** start of Dataset excerpt **

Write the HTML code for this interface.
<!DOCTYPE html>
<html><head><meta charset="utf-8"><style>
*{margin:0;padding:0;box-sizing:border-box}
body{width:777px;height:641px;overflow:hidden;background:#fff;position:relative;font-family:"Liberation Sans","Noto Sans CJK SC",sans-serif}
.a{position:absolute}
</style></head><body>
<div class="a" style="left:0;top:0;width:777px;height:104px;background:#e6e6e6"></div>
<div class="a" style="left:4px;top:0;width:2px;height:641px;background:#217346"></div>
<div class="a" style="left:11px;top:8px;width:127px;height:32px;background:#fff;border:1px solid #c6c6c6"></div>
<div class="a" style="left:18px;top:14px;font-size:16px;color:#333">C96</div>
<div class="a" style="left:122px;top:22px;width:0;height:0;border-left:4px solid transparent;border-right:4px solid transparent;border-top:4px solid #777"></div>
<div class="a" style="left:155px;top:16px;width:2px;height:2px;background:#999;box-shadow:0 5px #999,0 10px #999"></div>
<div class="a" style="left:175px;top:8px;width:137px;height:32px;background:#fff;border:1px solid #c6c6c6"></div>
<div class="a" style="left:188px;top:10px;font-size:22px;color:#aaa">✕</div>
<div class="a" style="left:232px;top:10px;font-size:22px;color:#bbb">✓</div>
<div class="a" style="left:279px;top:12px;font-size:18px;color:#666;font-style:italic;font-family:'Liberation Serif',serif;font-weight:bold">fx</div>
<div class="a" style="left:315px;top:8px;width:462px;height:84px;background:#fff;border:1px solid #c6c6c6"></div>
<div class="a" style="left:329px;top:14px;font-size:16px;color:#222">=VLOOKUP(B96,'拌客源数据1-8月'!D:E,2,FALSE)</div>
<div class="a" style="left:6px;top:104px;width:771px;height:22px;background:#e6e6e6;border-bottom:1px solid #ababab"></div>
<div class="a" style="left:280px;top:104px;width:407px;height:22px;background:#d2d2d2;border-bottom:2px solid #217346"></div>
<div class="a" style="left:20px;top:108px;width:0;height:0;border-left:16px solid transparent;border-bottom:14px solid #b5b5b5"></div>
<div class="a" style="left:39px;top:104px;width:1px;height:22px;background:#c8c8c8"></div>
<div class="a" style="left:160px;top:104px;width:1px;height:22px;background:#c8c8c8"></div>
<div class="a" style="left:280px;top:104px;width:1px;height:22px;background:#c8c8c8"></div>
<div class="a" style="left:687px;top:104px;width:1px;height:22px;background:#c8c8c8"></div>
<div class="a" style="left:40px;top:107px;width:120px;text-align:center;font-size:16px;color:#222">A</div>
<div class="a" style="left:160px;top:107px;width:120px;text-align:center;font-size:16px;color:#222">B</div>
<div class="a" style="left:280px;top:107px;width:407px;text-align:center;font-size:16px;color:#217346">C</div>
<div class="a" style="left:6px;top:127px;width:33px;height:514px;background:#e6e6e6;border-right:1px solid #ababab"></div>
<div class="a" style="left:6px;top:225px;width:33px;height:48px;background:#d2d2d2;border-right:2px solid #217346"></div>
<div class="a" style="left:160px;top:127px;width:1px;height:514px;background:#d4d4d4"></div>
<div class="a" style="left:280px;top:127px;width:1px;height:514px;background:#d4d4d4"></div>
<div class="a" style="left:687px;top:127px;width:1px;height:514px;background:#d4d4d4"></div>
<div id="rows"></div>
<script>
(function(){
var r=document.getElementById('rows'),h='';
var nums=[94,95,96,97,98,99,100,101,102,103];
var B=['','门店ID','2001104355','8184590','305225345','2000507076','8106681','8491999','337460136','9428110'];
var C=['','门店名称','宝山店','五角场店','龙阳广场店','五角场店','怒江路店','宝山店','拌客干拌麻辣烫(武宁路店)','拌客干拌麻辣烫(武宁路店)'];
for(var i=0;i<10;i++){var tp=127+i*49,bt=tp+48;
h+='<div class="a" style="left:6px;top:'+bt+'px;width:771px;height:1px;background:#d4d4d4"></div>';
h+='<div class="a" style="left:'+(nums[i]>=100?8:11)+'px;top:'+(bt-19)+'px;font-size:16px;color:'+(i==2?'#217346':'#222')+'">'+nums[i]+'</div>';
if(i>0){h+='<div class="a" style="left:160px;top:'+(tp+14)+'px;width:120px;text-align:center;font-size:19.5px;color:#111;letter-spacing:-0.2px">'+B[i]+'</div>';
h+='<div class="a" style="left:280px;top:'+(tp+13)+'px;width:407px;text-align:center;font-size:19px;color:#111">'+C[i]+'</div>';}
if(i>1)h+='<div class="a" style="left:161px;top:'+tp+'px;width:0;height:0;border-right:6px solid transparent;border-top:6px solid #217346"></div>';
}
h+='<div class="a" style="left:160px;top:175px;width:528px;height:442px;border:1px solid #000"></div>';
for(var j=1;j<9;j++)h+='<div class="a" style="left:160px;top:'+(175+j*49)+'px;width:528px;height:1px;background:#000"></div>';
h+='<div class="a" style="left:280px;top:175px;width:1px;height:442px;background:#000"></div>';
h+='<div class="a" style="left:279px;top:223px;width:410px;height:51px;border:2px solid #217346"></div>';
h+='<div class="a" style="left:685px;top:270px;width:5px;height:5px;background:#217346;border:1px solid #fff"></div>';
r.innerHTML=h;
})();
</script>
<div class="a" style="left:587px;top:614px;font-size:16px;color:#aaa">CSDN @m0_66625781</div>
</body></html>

** end of Dataset excerpt **

— Directions for this task —
Repeat the material word for word, in full.

— Task answer —
Write the HTML code for this interface.
<!DOCTYPE html>
<html><head><meta charset="utf-8"><style>
*{margin:0;padding:0;box-sizing:border-box}
body{width:777px;height:641px;overflow:hidden;background:#fff;position:relative;font-family:"Liberation Sans","Noto Sans CJK SC",sans-serif}
.a{position:absolute}
</style></head><body>
<div class="a" style="left:0;top:0;width:777px;height:104px;background:#e6e6e6"></div>
<div class="a" style="left:4px;top:0;width:2px;height:641px;background:#217346"></div>
<div class="a" style="left:11px;top:8px;width:127px;height:32px;background:#fff;border:1px solid #c6c6c6"></div>
<div class="a" style="left:18px;top:14px;font-size:16px;color:#333">C96</div>
<div class="a" style="left:122px;top:22px;width:0;height:0;border-left:4px solid transparent;border-right:4px solid transparent;border-top:4px solid #777"></div>
<div class="a" style="left:155px;top:16px;width:2px;height:2px;background:#999;box-shadow:0 5px #999,0 10px #999"></div>
<div class="a" style="left:175px;top:8px;width:137px;height:32px;background:#fff;border:1px solid #c6c6c6"></div>
<div class="a" style="left:188px;top:10px;font-size:22px;color:#aaa">✕</div>
<div class="a" style="left:232px;top:10px;font-size:22px;color:#bbb">✓</div>
<div class="a" style="left:279px;top:12px;font-size:18px;color:#666;font-style:italic;font-family:'Liberation Serif',serif;font-weight:bold">fx</div>
<div class="a" style="left:315px;top:8px;width:462px;height:84px;background:#fff;border:1px solid #c6c6c6"></div>
<div class="a" style="left:329px;top:14px;font-size:16px;color:#222">=VLOOKUP(B96,'拌客源数据1-8月'!D:E,2,FALSE)</div>
<div class="a" style="left:6px;top:104px;width:771px;height:22px;background:#e6e6e6;border-bottom:1px solid #ababab"></div>
<div class="a" style="left:280px;top:104px;width:407px;height:22px;background:#d2d2d2;border-bottom:2px solid #217346"></div>
<div class="a" style="left:20px;top:108px;width:0;height:0;border-left:16px solid transparent;border-bottom:14px solid #b5b5b5"></div>
<div class="a" style="left:39px;top:104px;width:1px;height:22px;background:#c8c8c8"></div>
<div class="a" style="left:160px;top:104px;width:1px;height:22px;background:#c8c8c8"></div>
<div class="a" style="left:280px;top:104px;width:1px;height:22px;background:#c8c8c8"></div>
<div class="a" style="left:687px;top:104px;width:1px;height:22px;background:#c8c8c8"></div>
<div class="a" style="left:40px;top:107px;width:120px;text-align:center;font-size:16px;color:#222">A</div>
<div class="a" style="left:160px;top:107px;width:120px;text-align:center;font-size:16px;color:#222">B</div>
<div class="a" style="left:280px;top:107px;width:407px;text-align:center;font-size:16px;color:#217346">C</div>
<div class="a" style="left:6px;top:127px;width:33px;height:514px;background:#e6e6e6;border-right:1px solid #ababab"></div>
<div class="a" style="left:6px;top:225px;width:33px;height:48px;background:#d2d2d2;border-right:2px solid #217346"></div>
<div class="a" style="left:160px;top:127px;width:1px;height:514px;background:#d4d4d4"></div>
<div class="a" style="left:280px;top:127px;width:1px;height:514px;background:#d4d4d4"></div>
<div class="a" style="left:687px;top:127px;width:1px;height:514px;background:#d4d4d4"></div>
<div id="rows"></div>
<script>
(function(){
var r=document.getElementById('rows'),h='';
var nums=[94,95,96,97,98,99,100,101,102,103];
var B=['','门店ID','2001104355','8184590','305225345','2000507076','8106681','8491999','337460136','9428110'];
var C=['','门店名称','宝山店','五角场店','龙阳广场店','五角场店','怒江路店','宝山店','拌客干拌麻辣烫(武宁路店)','拌客干拌麻辣烫(武宁路店)'];
for(var i=0;i<10;i++){var tp=127+i*49,bt=tp+48;
h+='<div class="a" style="left:6px;top:'+bt+'px;width:771px;height:1px;background:#d4d4d4"></div>';
h+='<div class="a" style="left:'+(nums[i]>=100?8:11)+'px;top:'+(bt-19)+'px;font-size:16px;color:'+(i==2?'#217346':'#222')+'">'+nums[i]+'</div>';
if(i>0){h+='<div class="a" style="left:160px;top:'+(tp+14)+'px;width:120px;text-align:center;font-size:19.5px;color:#111;letter-spacing:-0.2px">'+B[i]+'</div>';
h+='<div class="a" style="left:280px;top:'+(tp+13)+'px;width:407px;text-align:center;font-size:19px;color:#111">'+C[i]+'</div>';}
if(i>1)h+='<div class="a" style="left:161px;top:'+tp+'px;width:0;height:0;border-right:6px solid transparent;border-top:6px solid #217346"></div>';
}
h+='<div class="a" style="left:160px;top:175px;width:528px;height:442px;border:1px solid #000"></div>';
for(var j=1;j<9;j++)h+='<div class="a" style="left:160px;top:'+(175+j*49)+'px;width:528px;height:1px;background:#000"></div>';
h+='<div class="a" style="left:280px;top:175px;width:1px;height:442px;background:#000"></div>';
h+='<div class="a" style="left:279px;top:223px;width:410px;height:51px;border:2px solid #217346"></div>';
h+='<div class="a" style="left:685px;top:270px;width:5px;height:5px;background:#217346;border:1px solid #fff"></div>';
r.innerHTML=h;
})();
</script>
<div class="a" style="left:587px;top:614px;font-size:16px;color:#aaa">CSDN @m0_66625781</div>
</body></html>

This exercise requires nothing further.